* _WHAT TO DO_: Go through the data and copy every line exactly, but not the images.
◆ ◆ ◆ ◆ ◆ ◆ ◆
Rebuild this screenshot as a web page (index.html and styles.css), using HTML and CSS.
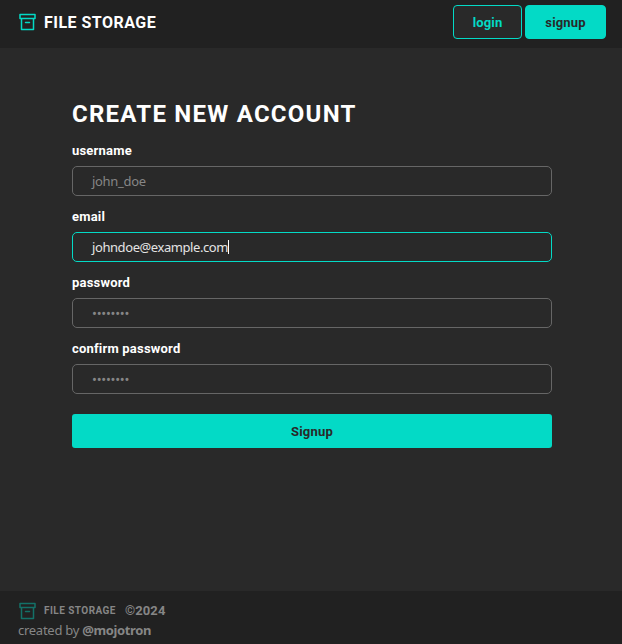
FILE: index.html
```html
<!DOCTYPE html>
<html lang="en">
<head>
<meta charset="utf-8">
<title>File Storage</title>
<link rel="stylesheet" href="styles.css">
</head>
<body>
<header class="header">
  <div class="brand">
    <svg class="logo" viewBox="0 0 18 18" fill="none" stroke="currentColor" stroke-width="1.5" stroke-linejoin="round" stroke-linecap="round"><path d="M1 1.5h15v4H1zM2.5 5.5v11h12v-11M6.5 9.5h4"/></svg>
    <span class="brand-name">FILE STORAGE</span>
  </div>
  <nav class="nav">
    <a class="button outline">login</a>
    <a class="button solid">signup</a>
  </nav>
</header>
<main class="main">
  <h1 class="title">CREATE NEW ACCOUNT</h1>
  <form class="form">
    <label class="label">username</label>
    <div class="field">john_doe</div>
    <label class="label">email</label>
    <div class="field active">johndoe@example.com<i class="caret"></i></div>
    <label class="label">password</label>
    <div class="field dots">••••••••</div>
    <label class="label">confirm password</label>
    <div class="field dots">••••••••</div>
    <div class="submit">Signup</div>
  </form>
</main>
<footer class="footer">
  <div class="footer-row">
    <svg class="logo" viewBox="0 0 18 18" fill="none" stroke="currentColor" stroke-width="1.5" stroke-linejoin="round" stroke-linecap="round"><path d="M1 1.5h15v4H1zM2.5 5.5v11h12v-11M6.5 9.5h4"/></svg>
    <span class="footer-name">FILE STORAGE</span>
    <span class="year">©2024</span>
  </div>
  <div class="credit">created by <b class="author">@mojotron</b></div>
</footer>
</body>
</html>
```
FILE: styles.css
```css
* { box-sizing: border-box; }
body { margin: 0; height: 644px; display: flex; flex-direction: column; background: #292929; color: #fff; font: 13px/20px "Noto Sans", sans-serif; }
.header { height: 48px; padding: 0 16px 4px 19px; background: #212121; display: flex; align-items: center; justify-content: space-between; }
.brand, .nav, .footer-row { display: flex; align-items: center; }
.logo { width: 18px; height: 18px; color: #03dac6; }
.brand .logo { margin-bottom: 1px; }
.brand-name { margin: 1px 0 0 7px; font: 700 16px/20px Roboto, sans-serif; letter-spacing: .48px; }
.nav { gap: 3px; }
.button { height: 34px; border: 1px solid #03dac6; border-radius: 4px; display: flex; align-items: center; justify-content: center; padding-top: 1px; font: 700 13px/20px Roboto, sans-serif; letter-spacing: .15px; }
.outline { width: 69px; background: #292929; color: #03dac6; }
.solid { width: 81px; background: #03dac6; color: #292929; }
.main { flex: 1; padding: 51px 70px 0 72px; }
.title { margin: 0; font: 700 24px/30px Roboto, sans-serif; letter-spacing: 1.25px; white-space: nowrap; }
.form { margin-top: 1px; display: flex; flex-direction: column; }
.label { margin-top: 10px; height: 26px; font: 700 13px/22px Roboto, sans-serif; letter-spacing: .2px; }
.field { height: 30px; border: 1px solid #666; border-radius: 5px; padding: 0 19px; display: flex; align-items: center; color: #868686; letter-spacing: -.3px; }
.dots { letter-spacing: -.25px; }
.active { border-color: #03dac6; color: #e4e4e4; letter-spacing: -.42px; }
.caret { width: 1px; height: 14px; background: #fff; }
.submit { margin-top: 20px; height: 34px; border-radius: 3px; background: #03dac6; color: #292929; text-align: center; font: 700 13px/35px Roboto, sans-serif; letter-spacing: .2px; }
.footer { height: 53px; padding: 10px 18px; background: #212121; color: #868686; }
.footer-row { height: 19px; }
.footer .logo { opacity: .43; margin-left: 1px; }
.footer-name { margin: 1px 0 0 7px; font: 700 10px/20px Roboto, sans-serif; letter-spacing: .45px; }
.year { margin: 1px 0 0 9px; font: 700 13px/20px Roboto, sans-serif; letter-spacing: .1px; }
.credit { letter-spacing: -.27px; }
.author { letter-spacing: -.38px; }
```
◆ ◆ ◆ ◆ ◆ ◆ ◆
* _EXERCISE ANSWER_:
Rebuild this screenshot as a web page (index.html and styles.css), using HTML and CSS.
FILE: index.html
```html
<!DOCTYPE html>
<html lang="en">
<head>
<meta charset="utf-8">
<title>File Storage</title>
<link rel="stylesheet" href="styles.css">
</head>
<body>
<header class="header">
  <div class="brand">
    <svg class="logo" viewBox="0 0 18 18" fill="none" stroke="currentColor" stroke-width="1.5" stroke-linejoin="round" stroke-linecap="round"><path d="M1 1.5h15v4H1zM2.5 5.5v11h12v-11M6.5 9.5h4"/></svg>
    <span class="brand-name">FILE STORAGE</span>
  </div>
  <nav class="nav">
    <a class="button outline">login</a>
    <a class="button solid">signup</a>
  </nav>
</header>
<main class="main">
  <h1 class="title">CREATE NEW ACCOUNT</h1>
  <form class="form">
    <label class="label">username</label>
    <div class="field">john_doe</div>
    <label class="label">email</label>
    <div class="field active">johndoe@example.com<i class="caret"></i></div>
    <label class="label">password</label>
    <div class="field dots">••••••••</div>
    <label class="label">confirm password</label>
    <div class="field dots">••••••••</div>
    <div class="submit">Signup</div>
  </form>
</main>
<footer class="footer">
  <div class="footer-row">
    <svg class="logo" viewBox="0 0 18 18" fill="none" stroke="currentColor" stroke-width="1.5" stroke-linejoin="round" stroke-linecap="round"><path d="M1 1.5h15v4H1zM2.5 5.5v11h12v-11M6.5 9.5h4"/></svg>
    <span class="footer-name">FILE STORAGE</span>
    <span class="year">©2024</span>
  </div>
  <div class="credit">created by <b class="author">@mojotron</b></div>
</footer>
</body>
</html>
```
FILE: styles.css
```css
* { box-sizing: border-box; }
body { margin: 0; height: 644px; display: flex; flex-direction: column; background: #292929; color: #fff; font: 13px/20px "Noto Sans", sans-serif; }
.header { height: 48px; padding: 0 16px 4px 19px; background: #212121; display: flex; align-items: center; justify-content: space-between; }
.brand, .nav, .footer-row { display: flex; align-items: center; }
.logo { width: 18px; height: 18px; color: #03dac6; }
.brand .logo { margin-bottom: 1px; }
.brand-name { margin: 1px 0 0 7px; font: 700 16px/20px Roboto, sans-serif; letter-spacing: .48px; }
.nav { gap: 3px; }
.button { height: 34px; border: 1px solid #03dac6; border-radius: 4px; display: flex; align-items: center; justify-content: center; padding-top: 1px; font: 700 13px/20px Roboto, sans-serif; letter-spacing: .15px; }
.outline { width: 69px; background: #292929; color: #03dac6; }
.solid { width: 81px; background: #03dac6; color: #292929; }
.main { flex: 1; padding: 51px 70px 0 72px; }
.title { margin: 0; font: 700 24px/30px Roboto, sans-serif; letter-spacing: 1.25px; white-space: nowrap; }
.form { margin-top: 1px; display: flex; flex-direction: column; }
.label { margin-top: 10px; height: 26px; font: 700 13px/22px Roboto, sans-serif; letter-spacing: .2px; }
.field { height: 30px; border: 1px solid #666; border-radius: 5px; padding: 0 19px; display: flex; align-items: center; color: #868686; letter-spacing: -.3px; }
.dots { letter-spacing: -.25px; }
.active { border-color: #03dac6; color: #e4e4e4; letter-spacing: -.42px; }
.caret { width: 1px; height: 14px; background: #fff; }
.submit { margin-top: 20px; height: 34px; border-radius: 3px; background: #03dac6; color: #292929; text-align: center; font: 700 13px/35px Roboto, sans-serif; letter-spacing: .2px; }
.footer { height: 53px; padding: 10px 18px; background: #212121; color: #868686; }
.footer-row { height: 19px; }
.footer .logo { opacity: .43; margin-left: 1px; }
.footer-name { margin: 1px 0 0 7px; font: 700 10px/20px Roboto, sans-serif; letter-spacing: .45px; }
.year { margin: 1px 0 0 9px; font: 700 13px/20px Roboto, sans-serif; letter-spacing: .1px; }
.credit { letter-spacing: -.27px; }
.author { letter-spacing: -.38px; }
```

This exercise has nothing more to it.